Das letzte Gericht: keine Gleichgültigkeit

José Balmer erzählt von seinem Glauben

Über vielen Portalen von Kathedralen ist eine Darstellung des letzten Gerichts angebracht. Die Guten gehen in den Himmel ein, die Übeltäter in die Hölle. Das ist eine bildliche Aussage dafür, dass es nicht gleichgültig ist, wie wir Menschen leben, was wir tun und was wir unterlassen. Das Bild verfolgt einen pädagogischen Zweck und propagiert ethisches Verhalten. Es ist eine Hauptaufgabe der Religionen, wenn nicht sogar ihre wichtigste, die Menschen zum Guten zu erziehen und vor dem Schlechten abzuschrecken. Denn alle Gesellschaften brauchen Regeln, um bestehen zu können. Das Christentum übernahm die ethisch-moralischen Regeln des Judentums, z.B. die Zehn Gebote. Aber schon Jesus – er war Jude, nicht Christ – brach das damalige enge Denken, das auf das Wohl der eigenen Religionsgemeinschaft fokussiert war, auf und setzte in seiner Predigttätigkeit und in seinem Handeln neue Akzente.

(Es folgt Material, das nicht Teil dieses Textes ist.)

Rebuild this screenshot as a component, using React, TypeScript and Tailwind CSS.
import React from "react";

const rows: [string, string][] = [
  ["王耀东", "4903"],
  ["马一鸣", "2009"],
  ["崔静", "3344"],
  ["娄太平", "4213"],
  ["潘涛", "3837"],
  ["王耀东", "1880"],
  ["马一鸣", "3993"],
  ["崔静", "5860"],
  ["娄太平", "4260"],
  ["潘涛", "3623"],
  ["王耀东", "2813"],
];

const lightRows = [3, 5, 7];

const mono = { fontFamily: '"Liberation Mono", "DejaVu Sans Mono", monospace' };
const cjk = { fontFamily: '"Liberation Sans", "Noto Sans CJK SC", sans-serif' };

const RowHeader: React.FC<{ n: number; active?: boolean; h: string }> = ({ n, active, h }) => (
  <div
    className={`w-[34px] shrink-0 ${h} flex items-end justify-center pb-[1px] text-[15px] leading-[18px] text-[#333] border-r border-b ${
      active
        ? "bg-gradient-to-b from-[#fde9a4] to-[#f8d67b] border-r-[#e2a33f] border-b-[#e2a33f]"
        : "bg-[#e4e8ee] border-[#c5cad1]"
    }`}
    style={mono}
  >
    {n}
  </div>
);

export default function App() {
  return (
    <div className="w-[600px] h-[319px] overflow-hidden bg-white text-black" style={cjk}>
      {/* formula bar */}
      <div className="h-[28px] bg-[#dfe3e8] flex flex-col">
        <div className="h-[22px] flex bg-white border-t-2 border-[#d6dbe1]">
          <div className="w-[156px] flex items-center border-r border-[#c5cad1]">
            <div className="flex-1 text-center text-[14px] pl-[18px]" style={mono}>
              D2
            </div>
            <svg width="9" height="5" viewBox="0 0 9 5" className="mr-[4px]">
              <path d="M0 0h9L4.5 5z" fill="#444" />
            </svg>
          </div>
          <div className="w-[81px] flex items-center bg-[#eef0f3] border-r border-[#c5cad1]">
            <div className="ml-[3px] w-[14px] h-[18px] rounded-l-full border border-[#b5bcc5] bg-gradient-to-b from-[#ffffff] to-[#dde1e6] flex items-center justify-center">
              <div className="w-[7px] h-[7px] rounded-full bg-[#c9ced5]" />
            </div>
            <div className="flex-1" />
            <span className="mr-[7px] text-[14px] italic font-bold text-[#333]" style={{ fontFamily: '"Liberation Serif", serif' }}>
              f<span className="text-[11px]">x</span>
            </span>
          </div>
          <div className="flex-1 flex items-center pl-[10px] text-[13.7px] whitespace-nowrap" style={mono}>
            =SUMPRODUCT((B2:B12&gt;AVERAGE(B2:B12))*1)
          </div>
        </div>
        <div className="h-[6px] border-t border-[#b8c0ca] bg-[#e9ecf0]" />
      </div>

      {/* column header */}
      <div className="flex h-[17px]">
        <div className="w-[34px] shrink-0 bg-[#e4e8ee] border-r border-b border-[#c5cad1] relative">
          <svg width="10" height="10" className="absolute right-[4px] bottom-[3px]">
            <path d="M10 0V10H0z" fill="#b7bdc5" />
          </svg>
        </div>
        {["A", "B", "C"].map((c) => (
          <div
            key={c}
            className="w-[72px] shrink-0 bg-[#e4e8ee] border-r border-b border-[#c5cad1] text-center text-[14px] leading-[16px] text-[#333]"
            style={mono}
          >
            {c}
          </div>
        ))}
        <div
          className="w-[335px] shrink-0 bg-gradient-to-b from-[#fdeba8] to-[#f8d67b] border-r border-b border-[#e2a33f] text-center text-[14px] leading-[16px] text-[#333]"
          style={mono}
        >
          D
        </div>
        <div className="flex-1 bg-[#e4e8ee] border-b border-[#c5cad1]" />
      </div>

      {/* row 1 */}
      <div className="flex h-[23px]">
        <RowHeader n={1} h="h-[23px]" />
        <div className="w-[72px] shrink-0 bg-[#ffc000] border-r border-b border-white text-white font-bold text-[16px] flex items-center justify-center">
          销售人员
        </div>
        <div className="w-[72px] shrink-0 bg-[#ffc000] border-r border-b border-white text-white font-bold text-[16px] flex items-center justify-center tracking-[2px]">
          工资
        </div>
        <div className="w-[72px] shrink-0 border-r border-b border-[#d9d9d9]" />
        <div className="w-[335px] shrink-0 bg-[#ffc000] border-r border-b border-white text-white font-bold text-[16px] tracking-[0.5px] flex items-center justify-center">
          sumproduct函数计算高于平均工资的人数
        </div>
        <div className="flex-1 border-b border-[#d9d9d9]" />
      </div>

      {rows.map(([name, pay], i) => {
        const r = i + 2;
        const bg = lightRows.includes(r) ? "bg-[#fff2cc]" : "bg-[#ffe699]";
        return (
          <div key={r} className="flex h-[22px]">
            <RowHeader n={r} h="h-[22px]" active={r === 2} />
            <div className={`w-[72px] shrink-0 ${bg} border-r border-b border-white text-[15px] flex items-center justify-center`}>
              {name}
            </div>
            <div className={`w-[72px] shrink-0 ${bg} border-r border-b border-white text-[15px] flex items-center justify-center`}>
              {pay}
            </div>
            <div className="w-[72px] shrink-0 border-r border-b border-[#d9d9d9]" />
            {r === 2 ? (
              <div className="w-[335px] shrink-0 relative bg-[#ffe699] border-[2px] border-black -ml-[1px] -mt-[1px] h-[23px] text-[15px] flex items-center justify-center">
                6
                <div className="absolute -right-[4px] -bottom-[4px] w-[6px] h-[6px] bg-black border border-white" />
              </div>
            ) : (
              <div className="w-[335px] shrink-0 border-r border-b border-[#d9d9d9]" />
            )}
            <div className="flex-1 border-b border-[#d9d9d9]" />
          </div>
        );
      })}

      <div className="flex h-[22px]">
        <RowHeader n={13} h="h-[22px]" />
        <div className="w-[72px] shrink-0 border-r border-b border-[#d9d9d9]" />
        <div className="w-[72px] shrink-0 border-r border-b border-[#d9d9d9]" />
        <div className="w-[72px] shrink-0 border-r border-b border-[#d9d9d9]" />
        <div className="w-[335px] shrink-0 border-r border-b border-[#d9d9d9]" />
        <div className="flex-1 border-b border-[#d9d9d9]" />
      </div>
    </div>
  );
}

Er lehrt, unsere «Nächsten» zu lieben, nimmt dafür aber nicht Beispiele von vertrauten Menschen oder Familienangehörigen – die wir meist ohnehin lieben – sondern von armen, ausgegrenzten, fremden und andersgläubigen Menschen! Seine Nächstenliebe ist Fremden- und Feindesliebe. Das Christentum verstand dies lange Zeit nicht und bekämpfte Andersgläubige bis aufs Blut. Erst mit der Zeit lernte es das Gebot der Liebe universal als Liebe zu allen Menschen ohne Unterschied zu verstehen, so wie Jesus die Liebe gelebt hat. In diesem Sinn heisst es, beim letzten Gericht werde Jesus über die Menschen richten.